> DATA:
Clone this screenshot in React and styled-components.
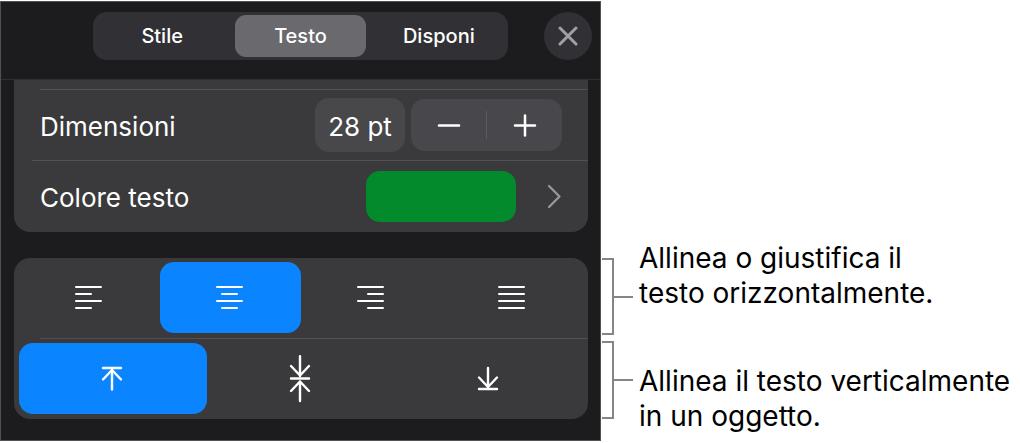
import React, { useState } from "react";
import styled, { createGlobalStyle } from "styled-components";

const GlobalStyle = createGlobalStyle`
  *, *::before, *::after { box-sizing: border-box; }
  body { margin: 0; background: #fff; }
  button, input { font: inherit; color: inherit; margin: 0; padding: 0; border: 0; background: none; }
  button { cursor: pointer; }
  svg { display: block; }
`;

const Page = styled.main`
  display: grid;
  grid-template-columns: minmax(0, 1fr) 419px;
  align-items: start;
  padding-top: 1px;
  font-family: Inter, "Liberation Sans", sans-serif;
`;

const Panel = styled.section`
  border: 1px solid #515153;
  background: #1c1c1e;
  color: #fff;
  font-size: 26px;
`;

const Header = styled.header`
  display: grid;
  grid-template-columns: 1fr minmax(0, 415px) 1fr;
  align-items: start;
  padding: 10px 8px 19px;
  border-bottom: 1px solid #303032;
`;

const Segments = styled.nav`
  grid-column: 2;
  display: flex;
  gap: 8px;
  padding: 3px 4px;
  border-radius: 14px;
  background: #313135;
`;

const Segment = styled.button`
  flex: 1 1 0;
  height: 42px;
  border-radius: 11px;
  font-size: 20px;
  font-weight: 500;
  background: ${(p) => (p.$active ? "#69696e" : "transparent")};
`;

const CloseButton = styled.button`
  justify-self: end;
  display: grid;
  place-items: center;
  width: 48px;
  height: 48px;
  border-radius: 50%;
  background: #313135;
  color: #a0a0a8;
`;

const Body = styled.div`
  display: flex;
  flex-direction: column;
  gap: 26px;
  padding: 0 12px 21px 13px;
`;

const Card = styled.div`
  border-radius: ${(p) => (p.$scrolled ? "0 0 16px 16px" : "16px")};
  padding-top: ${(p) => (p.$scrolled ? "9px" : "0")};
  background: #3a3a3c;
`;

const Rule = styled.hr`
  height: 1px;
  margin: 0 0 0 ${(p) => p.$inset}px;
  border: 0;
  background: #525254;
`;

const Row = styled.div`
  display: flex;
  align-items: center;
  width: 100%;
  height: ${(p) => p.$height}px;
  padding: 0 26px;
  text-align: left;
`;

const RowLabel = styled.label`
  flex: 1;
  padding-top: 2px;
`;

const SizeField = styled.input`
  width: 90px;
  height: 54px;
  margin-right: 6px;
  padding-top: 2px;
  border-radius: 14px;
  background: #48484a;
  text-align: center;
`;

const Stepper = styled.div`
  display: flex;
  align-items: center;
  height: 52px;
  border-radius: 14px;
  background: #48484c;
`;

const StepButton = styled.button`
  display: grid;
  place-items: center;
  width: 75px;
  height: 52px;
`;

const StepDivider = styled.span`
  width: 1px;
  height: 28px;
  background: #5c5c60;
`;

const Swatch = styled.span`
  width: 150px;
  height: 51px;
  margin-right: 31px;
  border-radius: 14px;
  background: #028a2c;
`;

const Disclosure = styled.span`
  color: #98989c;
`;

const ButtonBar = styled.div`
  display: flex;
  padding: 4px 5px 5px;
`;

const AlignButton = styled.button`
  flex: 1 1 0;
  display: grid;
  place-items: center;
  height: 71px;
  border-radius: 14px;
  background: ${(p) => (p.$active ? "#0a84ff" : "transparent")};
`;

const Notes = styled.aside`
  display: grid;
  grid-template-columns: 31px 1fr;
  column-gap: 6px;
  padding-left: 1px;
`;

const Brackets = styled.div`
  display: flex;
  flex-direction: column;
  gap: 6px;
  padding-top: 257px;
`;

const Bracket = styled.div`
  display: flex;
  align-items: center;
  height: ${(p) => p.$height}px;
`;

const BracketArm = styled.span`
  width: 12px;
  height: 100%;
  border: 2px solid #858585;
  border-left: 0;
`;

const BracketTail = styled.span`
  flex: 1;
  height: 2px;
  background: #858585;
`;

const NoteTexts = styled.div`
  display: flex;
  flex-direction: column;
  gap: 53px;
  padding-top: 240px;
`;

const NoteText = styled.p`
  margin: 0;
  font-size: 28px;
  line-height: 35px;
  white-space: nowrap;
  color: #000;
`;

const Stroke = ({ width, height, d, weight = 2 }) => (
  <svg width={width} height={height} viewBox={`0 0 ${width} ${height}`} fill="none"
    stroke="currentColor" strokeWidth={weight} strokeLinecap="round" strokeLinejoin="round" aria-hidden="true">
    <path d={d} />
  </svg>
);

const horizontal = [
  ["Allinea a sinistra", "M1 2H26M1 9H16M1 16H26M1 23H16"],
  ["Centra", "M1 2H26M6 9H21M1 16H26M6 23H21"],
  ["Allinea a destra", "M1 2H26M11 9H26M1 16H26M11 23H26"],
  ["Giustifica", "M1 2H26M1 9H26M1 16H26M1 23H26"],
];

const vertical = [
  ["Allinea in alto", "M2 13H20M11 34.5V15M2 24.500L11 15L20 24.500"],
  ["Allinea al centro", "M11 1.200V21M2 11L11 20.500L20 11M2 23.500H20M11 46V26.500M2 36L11 26.500L20 36"],
  ["Allinea in basso", "M11 13V32M2 22.500L11 32L20 22.500M2 34H20"],
];

const tabs = ["Stile", "Testo", "Disponi"];

export default function App() {
  const [tab, setTab] = useState(1);
  const [size, setSize] = useState(28);
  const [h, setH] = useState(1);
  const [v, setV] = useState(0);

  return (
    <>
      <GlobalStyle />
      <Page>
        <Panel>
          <Header>
            <Segments>
              {tabs.map((name, i) => (
                <Segment key={name} $active={i === tab} aria-pressed={i === tab} onClick={() => setTab(i)}>
                  {name}
                </Segment>
              ))}
            </Segments>
            <CloseButton aria-label="Chiudi">
              <Stroke width={20} height={20} d="M2 2L18 18M18 2L2 18" weight={3} />
            </CloseButton>
          </Header>
          <Body>
            <Card $scrolled>
              <Rule $inset={26} />
              <Row $height={70}>
                <RowLabel htmlFor="size">Dimensioni</RowLabel>
                <SizeField id="size" value={`${size} pt`} onChange={(e) => setSize(parseInt(e.target.value, 10) || 0)} />
                <Stepper>
                  <StepButton aria-label="Riduci" onClick={() => setSize(size - 1)}>
                    <Stroke width={24} height={24} d="M2 12.500H22" weight={2.5} />
                  </StepButton>
                  <StepDivider />
                  <StepButton aria-label="Aumenta" onClick={() => setSize(size + 1)}>
                    <Stroke width={24} height={24} d="M2 12.500H22M12 2.500V22.500" weight={2.5} />
                  </StepButton>
                </Stepper>
              </Row>
              <Rule $inset={18} />
              <Row as="button" $height={71}>
                <RowLabel as="span">Colore testo</RowLabel>
                <Swatch />
                <Disclosure>
                  <Stroke width={15} height={25} d="M2 2L12.500 12.500L2 23" weight={2.3} />
                </Disclosure>
              </Row>
            </Card>
            <Card>
              <ButtonBar>
                {horizontal.map(([name, d], i) => (
                  <AlignButton key={name} aria-label={name} $active={i === h} aria-pressed={i === h} onClick={() => setH(i)}>
                    <Stroke width={29} height={25} d={d} />
                  </AlignButton>
                ))}
              </ButtonBar>
              <Rule $inset={26} />
              <ButtonBar>
                {vertical.map(([name, d], i) => (
                  <AlignButton key={name} aria-label={name} $active={i === v} aria-pressed={i === v} onClick={() => setV(i)}>
                    <Stroke width={24} height={48} d={d} weight={2.4} />
                  </AlignButton>
                ))}
              </ButtonBar>
            </Card>
          </Body>
        </Panel>
        <Notes>
          <Brackets>
            <Bracket $height={77}><BracketArm /><BracketTail /></Bracket>
            <Bracket $height={78}><BracketArm /><BracketTail /></Bracket>
          </Brackets>
          <NoteTexts>
            <NoteText>Allinea o giustifica il<br />testo orizzontalmente.</NoteText>
            <NoteText>Allinea il testo verticalmente<br />in un oggetto.</NoteText>
          </NoteTexts>
        </Notes>
      </Page>
    </>
  );
}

> PROMPT: Filter for "React". Return all lines that hold it.

> COMPLETED TASK:
Clone this screenshot in React and styled-components.
import React, { useState } from "react";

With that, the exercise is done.